Task to carry out: Retype the whole listing verbatim and keep the pictures out of it.
—————
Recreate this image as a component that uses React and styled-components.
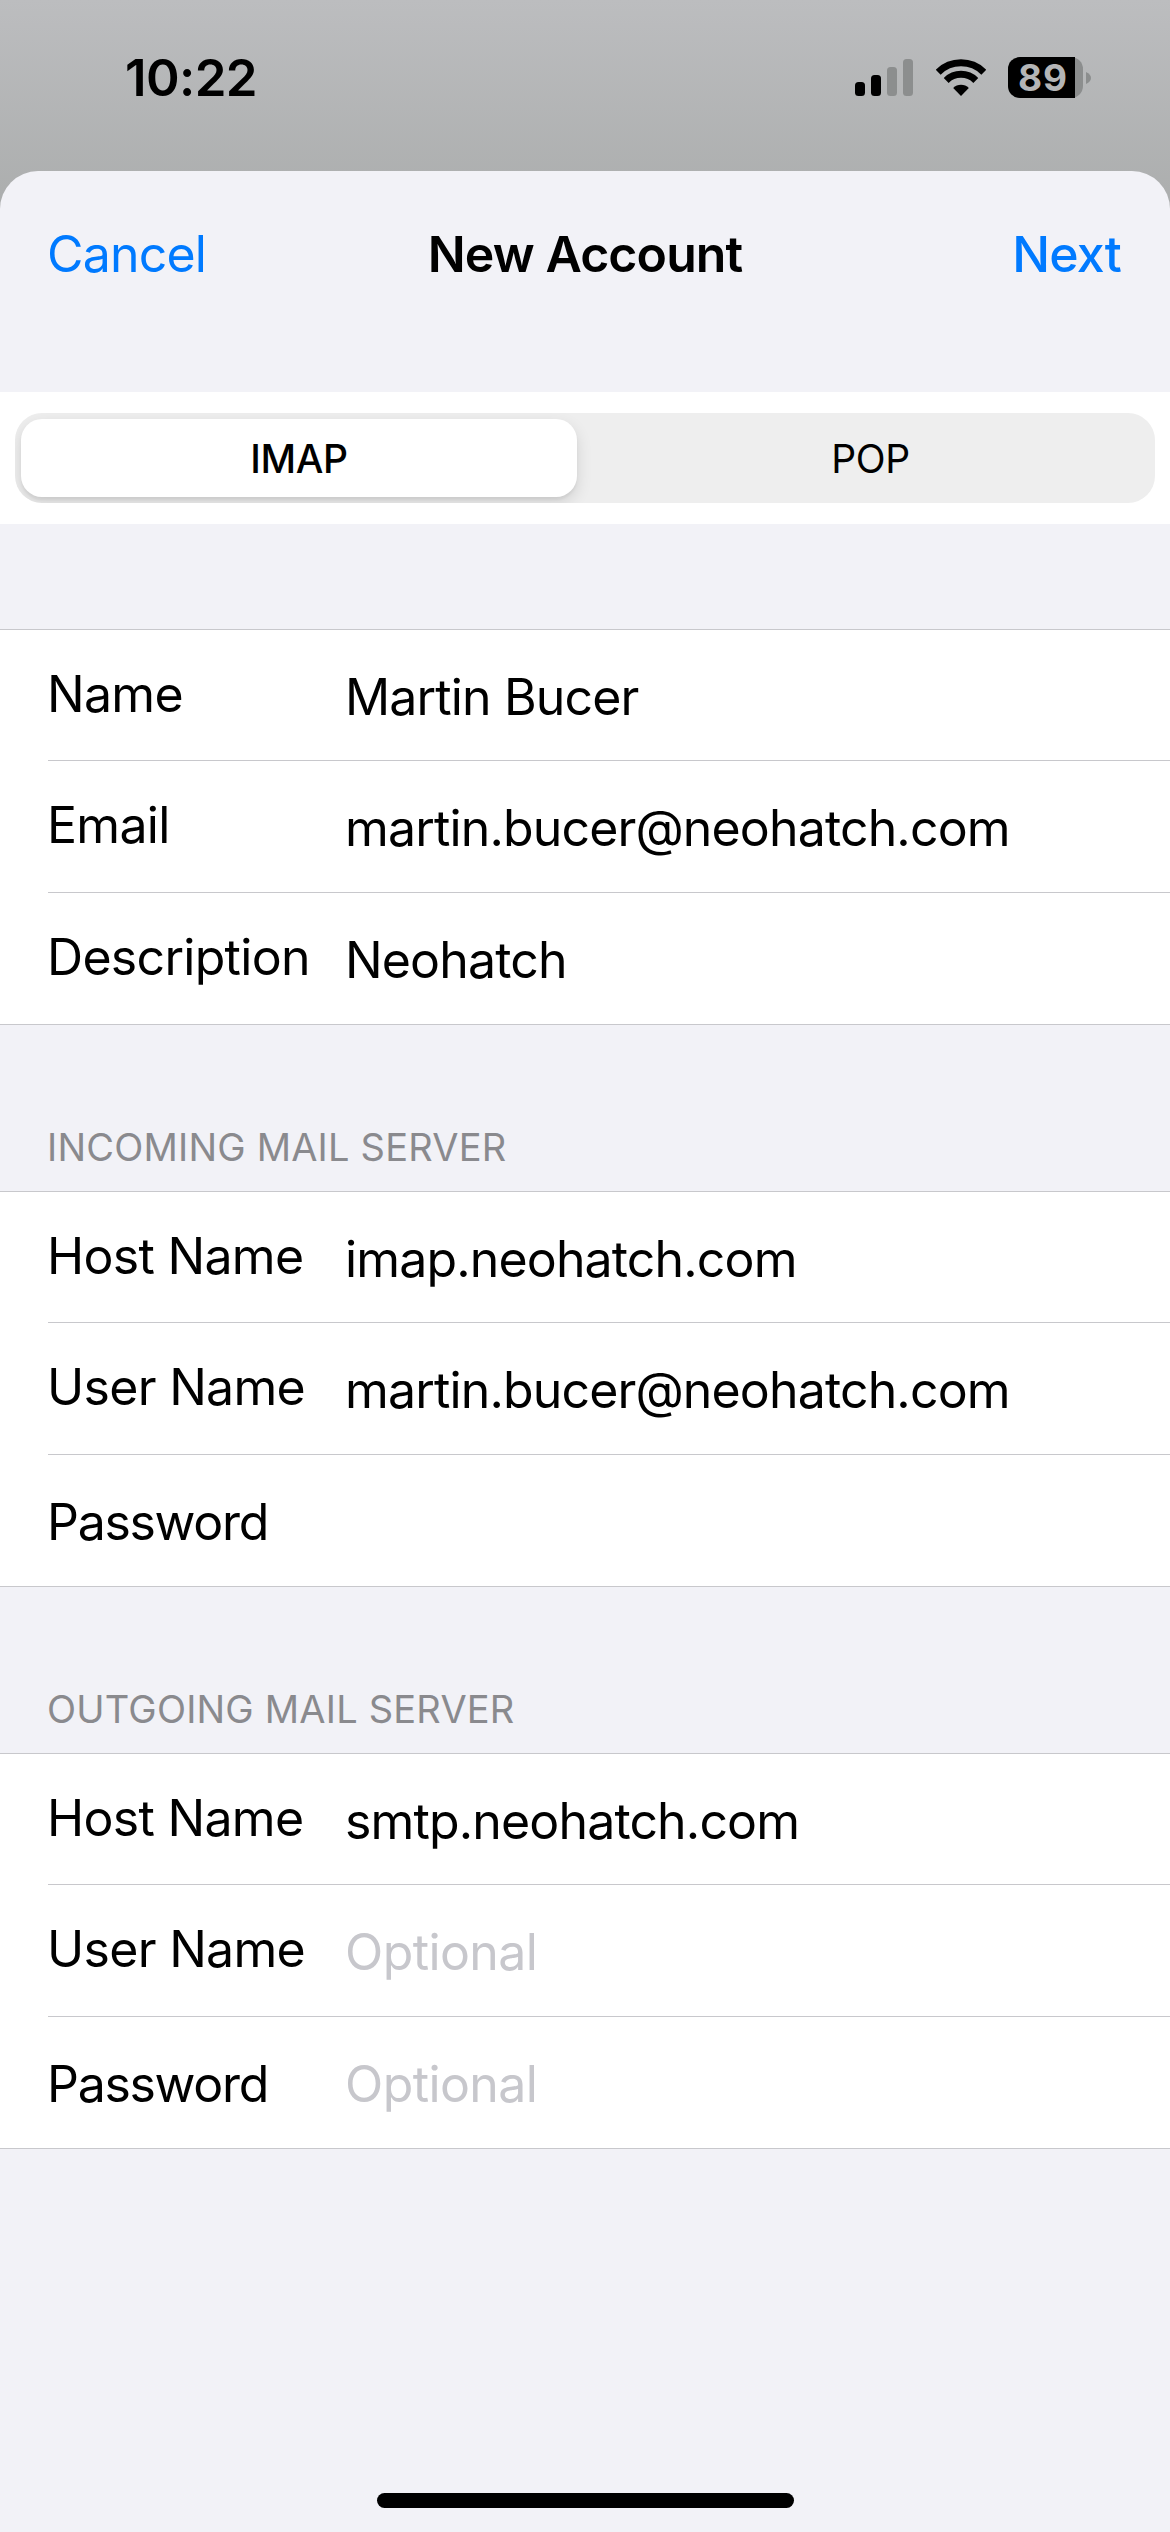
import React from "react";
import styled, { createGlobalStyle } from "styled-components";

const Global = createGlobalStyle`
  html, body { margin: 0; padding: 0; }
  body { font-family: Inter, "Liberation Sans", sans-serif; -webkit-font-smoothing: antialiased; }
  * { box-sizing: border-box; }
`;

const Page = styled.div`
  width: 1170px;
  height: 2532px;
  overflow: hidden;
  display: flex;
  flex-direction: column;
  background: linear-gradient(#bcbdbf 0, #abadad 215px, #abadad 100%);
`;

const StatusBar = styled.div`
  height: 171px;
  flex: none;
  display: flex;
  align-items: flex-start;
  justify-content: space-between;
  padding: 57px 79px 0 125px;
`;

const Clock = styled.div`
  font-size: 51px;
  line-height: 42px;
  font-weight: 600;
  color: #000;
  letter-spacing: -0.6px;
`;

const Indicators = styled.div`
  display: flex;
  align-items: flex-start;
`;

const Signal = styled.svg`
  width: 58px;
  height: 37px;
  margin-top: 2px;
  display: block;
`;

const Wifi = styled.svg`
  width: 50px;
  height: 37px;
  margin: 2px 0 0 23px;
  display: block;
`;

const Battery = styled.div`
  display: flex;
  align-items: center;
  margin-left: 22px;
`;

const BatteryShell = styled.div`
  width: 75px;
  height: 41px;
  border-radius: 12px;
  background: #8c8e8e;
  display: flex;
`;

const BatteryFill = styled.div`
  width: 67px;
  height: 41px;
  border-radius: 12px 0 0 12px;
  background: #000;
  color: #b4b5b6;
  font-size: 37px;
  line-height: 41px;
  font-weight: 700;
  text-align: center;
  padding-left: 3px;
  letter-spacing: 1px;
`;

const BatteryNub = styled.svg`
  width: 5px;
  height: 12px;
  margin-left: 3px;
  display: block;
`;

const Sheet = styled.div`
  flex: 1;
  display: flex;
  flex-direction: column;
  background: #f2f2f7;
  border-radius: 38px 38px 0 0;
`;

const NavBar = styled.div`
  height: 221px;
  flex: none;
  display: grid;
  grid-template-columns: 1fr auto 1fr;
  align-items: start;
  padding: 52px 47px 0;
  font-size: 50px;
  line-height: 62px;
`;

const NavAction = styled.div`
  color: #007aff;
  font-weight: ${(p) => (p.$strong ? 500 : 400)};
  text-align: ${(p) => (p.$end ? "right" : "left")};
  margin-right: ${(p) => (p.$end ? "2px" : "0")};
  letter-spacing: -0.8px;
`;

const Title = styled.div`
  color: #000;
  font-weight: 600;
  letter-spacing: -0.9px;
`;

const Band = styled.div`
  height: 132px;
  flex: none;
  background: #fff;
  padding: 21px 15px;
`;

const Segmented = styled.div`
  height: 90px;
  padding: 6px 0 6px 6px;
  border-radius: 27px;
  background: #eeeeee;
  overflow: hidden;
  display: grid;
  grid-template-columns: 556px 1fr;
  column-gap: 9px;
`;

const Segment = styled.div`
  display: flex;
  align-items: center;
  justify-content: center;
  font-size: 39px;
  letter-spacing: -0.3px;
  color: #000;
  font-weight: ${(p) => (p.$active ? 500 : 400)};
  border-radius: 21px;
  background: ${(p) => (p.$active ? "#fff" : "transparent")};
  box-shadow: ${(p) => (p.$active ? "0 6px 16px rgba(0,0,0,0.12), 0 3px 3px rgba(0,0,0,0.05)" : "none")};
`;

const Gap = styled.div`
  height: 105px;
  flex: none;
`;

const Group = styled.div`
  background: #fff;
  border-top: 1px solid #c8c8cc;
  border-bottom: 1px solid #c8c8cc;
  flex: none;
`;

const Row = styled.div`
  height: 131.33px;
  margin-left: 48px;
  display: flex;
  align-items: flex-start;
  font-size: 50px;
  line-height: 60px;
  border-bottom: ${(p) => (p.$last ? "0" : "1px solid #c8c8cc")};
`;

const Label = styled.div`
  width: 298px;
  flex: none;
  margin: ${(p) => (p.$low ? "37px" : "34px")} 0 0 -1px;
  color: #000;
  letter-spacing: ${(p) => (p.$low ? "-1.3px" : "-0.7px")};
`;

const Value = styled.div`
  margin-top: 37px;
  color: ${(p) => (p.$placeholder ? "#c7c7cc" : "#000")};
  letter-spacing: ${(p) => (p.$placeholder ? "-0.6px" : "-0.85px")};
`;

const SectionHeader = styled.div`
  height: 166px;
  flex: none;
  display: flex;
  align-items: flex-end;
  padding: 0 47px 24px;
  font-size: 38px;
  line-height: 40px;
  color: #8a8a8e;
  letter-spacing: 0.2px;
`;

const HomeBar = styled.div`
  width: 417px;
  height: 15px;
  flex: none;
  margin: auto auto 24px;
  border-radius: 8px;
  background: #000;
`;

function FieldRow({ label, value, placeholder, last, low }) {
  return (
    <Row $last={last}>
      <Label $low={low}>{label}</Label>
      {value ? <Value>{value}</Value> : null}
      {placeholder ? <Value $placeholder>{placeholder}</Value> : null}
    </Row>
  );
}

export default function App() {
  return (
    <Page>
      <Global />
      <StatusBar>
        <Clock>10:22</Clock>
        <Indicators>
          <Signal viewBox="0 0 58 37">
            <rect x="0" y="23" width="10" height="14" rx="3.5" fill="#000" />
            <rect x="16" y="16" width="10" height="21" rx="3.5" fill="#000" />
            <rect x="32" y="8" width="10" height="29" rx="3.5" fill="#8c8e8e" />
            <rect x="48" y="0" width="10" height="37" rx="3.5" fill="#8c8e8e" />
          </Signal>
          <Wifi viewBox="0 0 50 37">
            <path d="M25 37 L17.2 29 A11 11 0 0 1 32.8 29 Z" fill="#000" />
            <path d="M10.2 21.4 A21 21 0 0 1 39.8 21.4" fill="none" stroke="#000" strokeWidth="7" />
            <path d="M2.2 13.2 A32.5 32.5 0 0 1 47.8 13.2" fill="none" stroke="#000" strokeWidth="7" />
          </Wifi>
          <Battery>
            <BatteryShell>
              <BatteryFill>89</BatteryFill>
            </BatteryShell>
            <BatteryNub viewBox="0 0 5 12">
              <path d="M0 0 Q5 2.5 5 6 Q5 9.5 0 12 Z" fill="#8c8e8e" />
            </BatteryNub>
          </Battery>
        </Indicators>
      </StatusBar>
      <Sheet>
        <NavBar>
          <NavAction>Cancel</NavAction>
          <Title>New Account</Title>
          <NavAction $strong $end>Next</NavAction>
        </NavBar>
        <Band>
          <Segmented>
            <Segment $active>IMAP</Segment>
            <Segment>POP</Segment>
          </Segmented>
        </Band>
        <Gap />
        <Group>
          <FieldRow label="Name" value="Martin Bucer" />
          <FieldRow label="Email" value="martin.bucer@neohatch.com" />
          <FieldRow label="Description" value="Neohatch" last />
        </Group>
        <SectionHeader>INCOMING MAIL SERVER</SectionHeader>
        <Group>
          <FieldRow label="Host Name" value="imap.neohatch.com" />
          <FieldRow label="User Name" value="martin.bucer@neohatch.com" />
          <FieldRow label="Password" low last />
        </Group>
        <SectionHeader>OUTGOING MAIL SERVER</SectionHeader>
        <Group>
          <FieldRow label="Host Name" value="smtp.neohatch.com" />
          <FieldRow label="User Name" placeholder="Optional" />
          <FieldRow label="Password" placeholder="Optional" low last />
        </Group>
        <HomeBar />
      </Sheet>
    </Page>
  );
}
—————
The solution:
Recreate this image as a component that uses React and styled-components.
import React from "react";
import styled, { createGlobalStyle } from "styled-components";

const Global = createGlobalStyle`
  html, body { margin: 0; padding: 0; }
  body { font-family: Inter, "Liberation Sans", sans-serif; -webkit-font-smoothing: antialiased; }
  * { box-sizing: border-box; }
`;

const Page = styled.div`
  width: 1170px;
  height: 2532px;
  overflow: hidden;
  display: flex;
  flex-direction: column;
  background: linear-gradient(#bcbdbf 0, #abadad 215px, #abadad 100%);
`;

const StatusBar = styled.div`
  height: 171px;
  flex: none;
  display: flex;
  align-items: flex-start;
  justify-content: space-between;
  padding: 57px 79px 0 125px;
`;

const Clock = styled.div`
  font-size: 51px;
  line-height: 42px;
  font-weight: 600;
  color: #000;
  letter-spacing: -0.6px;
`;

const Indicators = styled.div`
  display: flex;
  align-items: flex-start;
`;

const Signal = styled.svg`
  width: 58px;
  height: 37px;
  margin-top: 2px;
  display: block;
`;

const Wifi = styled.svg`
  width: 50px;
  height: 37px;
  margin: 2px 0 0 23px;
  display: block;
`;

const Battery = styled.div`
  display: flex;
  align-items: center;
  margin-left: 22px;
`;

const BatteryShell = styled.div`
  width: 75px;
  height: 41px;
  border-radius: 12px;
  background: #8c8e8e;
  display: flex;
`;

const BatteryFill = styled.div`
  width: 67px;
  height: 41px;
  border-radius: 12px 0 0 12px;
  background: #000;
  color: #b4b5b6;
  font-size: 37px;
  line-height: 41px;
  font-weight: 700;
  text-align: center;
  padding-left: 3px;
  letter-spacing: 1px;
`;

const BatteryNub = styled.svg`
  width: 5px;
  height: 12px;
  margin-left: 3px;
  display: block;
`;

const Sheet = styled.div`
  flex: 1;
  display: flex;
  flex-direction: column;
  background: #f2f2f7;
  border-radius: 38px 38px 0 0;
`;

const NavBar = styled.div`
  height: 221px;
  flex: none;
  display: grid;
  grid-template-columns: 1fr auto 1fr;
  align-items: start;
  padding: 52px 47px 0;
  font-size: 50px;
  line-height: 62px;
`;

const NavAction = styled.div`
  color: #007aff;
  font-weight: ${(p) => (p.$strong ? 500 : 400)};
  text-align: ${(p) => (p.$end ? "right" : "left")};
  margin-right: ${(p) => (p.$end ? "2px" : "0")};
  letter-spacing: -0.8px;
`;

const Title = styled.div`
  color: #000;
  font-weight: 600;
  letter-spacing: -0.9px;
`;

const Band = styled.div`
  height: 132px;
  flex: none;
  background: #fff;
  padding: 21px 15px;
`;

const Segmented = styled.div`
  height: 90px;
  padding: 6px 0 6px 6px;
  border-radius: 27px;
  background: #eeeeee;
  overflow: hidden;
  display: grid;
  grid-template-columns: 556px 1fr;
  column-gap: 9px;
`;

const Segment = styled.div`
  display: flex;
  align-items: center;
  justify-content: center;
  font-size: 39px;
  letter-spacing: -0.3px;
  color: #000;
  font-weight: ${(p) => (p.$active ? 500 : 400)};
  border-radius: 21px;
  background: ${(p) => (p.$active ? "#fff" : "transparent")};
  box-shadow: ${(p) => (p.$active ? "0 6px 16px rgba(0,0,0,0.12), 0 3px 3px rgba(0,0,0,0.05)" : "none")};
`;

const Gap = styled.div`
  height: 105px;
  flex: none;
`;

const Group = styled.div`
  background: #fff;
  border-top: 1px solid #c8c8cc;
  border-bottom: 1px solid #c8c8cc;
  flex: none;
`;

const Row = styled.div`
  height: 131.33px;
  margin-left: 48px;
  display: flex;
  align-items: flex-start;
  font-size: 50px;
  line-height: 60px;
  border-bottom: ${(p) => (p.$last ? "0" : "1px solid #c8c8cc")};
`;

const Label = styled.div`
  width: 298px;
  flex: none;
  margin: ${(p) => (p.$low ? "37px" : "34px")} 0 0 -1px;
  color: #000;
  letter-spacing: ${(p) => (p.$low ? "-1.3px" : "-0.7px")};
`;

const Value = styled.div`
  margin-top: 37px;
  color: ${(p) => (p.$placeholder ? "#c7c7cc" : "#000")};
  letter-spacing: ${(p) => (p.$placeholder ? "-0.6px" : "-0.85px")};
`;

const SectionHeader = styled.div`
  height: 166px;
  flex: none;
  display: flex;
  align-items: flex-end;
  padding: 0 47px 24px;
  font-size: 38px;
  line-height: 40px;
  color: #8a8a8e;
  letter-spacing: 0.2px;
`;

const HomeBar = styled.div`
  width: 417px;
  height: 15px;
  flex: none;
  margin: auto auto 24px;
  border-radius: 8px;
  background: #000;
`;

function FieldRow({ label, value, placeholder, last, low }) {
  return (
    <Row $last={last}>
      <Label $low={low}>{label}</Label>
      {value ? <Value>{value}</Value> : null}
      {placeholder ? <Value $placeholder>{placeholder}</Value> : null}
    </Row>
  );
}

export default function App() {
  return (
    <Page>
      <Global />
      <StatusBar>
        <Clock>10:22</Clock>
        <Indicators>
          <Signal viewBox="0 0 58 37">
            <rect x="0" y="23" width="10" height="14" rx="3.5" fill="#000" />
            <rect x="16" y="16" width="10" height="21" rx="3.5" fill="#000" />
            <rect x="32" y="8" width="10" height="29" rx="3.5" fill="#8c8e8e" />
            <rect x="48" y="0" width="10" height="37" rx="3.5" fill="#8c8e8e" />
          </Signal>
          <Wifi viewBox="0 0 50 37">
            <path d="M25 37 L17.2 29 A11 11 0 0 1 32.8 29 Z" fill="#000" />
            <path d="M10.2 21.4 A21 21 0 0 1 39.8 21.4" fill="none" stroke="#000" strokeWidth="7" />
            <path d="M2.2 13.2 A32.5 32.5 0 0 1 47.8 13.2" fill="none" stroke="#000" strokeWidth="7" />
          </Wifi>
          <Battery>
            <BatteryShell>
              <BatteryFill>89</BatteryFill>
            </BatteryShell>
            <BatteryNub viewBox="0 0 5 12">
              <path d="M0 0 Q5 2.5 5 6 Q5 9.5 0 12 Z" fill="#8c8e8e" />
            </BatteryNub>
          </Battery>
        </Indicators>
      </StatusBar>
      <Sheet>
        <NavBar>
          <NavAction>Cancel</NavAction>
          <Title>New Account</Title>
          <NavAction $strong $end>Next</NavAction>
        </NavBar>
        <Band>
          <Segmented>
            <Segment $active>IMAP</Segment>
            <Segment>POP</Segment>
          </Segmented>
        </Band>
        <Gap />
        <Group>
          <FieldRow label="Name" value="Martin Bucer" />
          <FieldRow label="Email" value="martin.bucer@neohatch.com" />
          <FieldRow label="Description" value="Neohatch" last />
        </Group>
        <SectionHeader>INCOMING MAIL SERVER</SectionHeader>
        <Group>
          <FieldRow label="Host Name" value="imap.neohatch.com" />
          <FieldRow label="User Name" value="martin.bucer@neohatch.com" />
          <FieldRow label="Password" low last />
        </Group>
        <SectionHeader>OUTGOING MAIL SERVER</SectionHeader>
        <Group>
          <FieldRow label="Host Name" value="smtp.neohatch.com" />
          <FieldRow label="User Name" placeholder="Optional" />
          <FieldRow label="Password" placeholder="Optional" low last />
        </Group>
        <HomeBar />
      </Sheet>
    </Page>
  );
}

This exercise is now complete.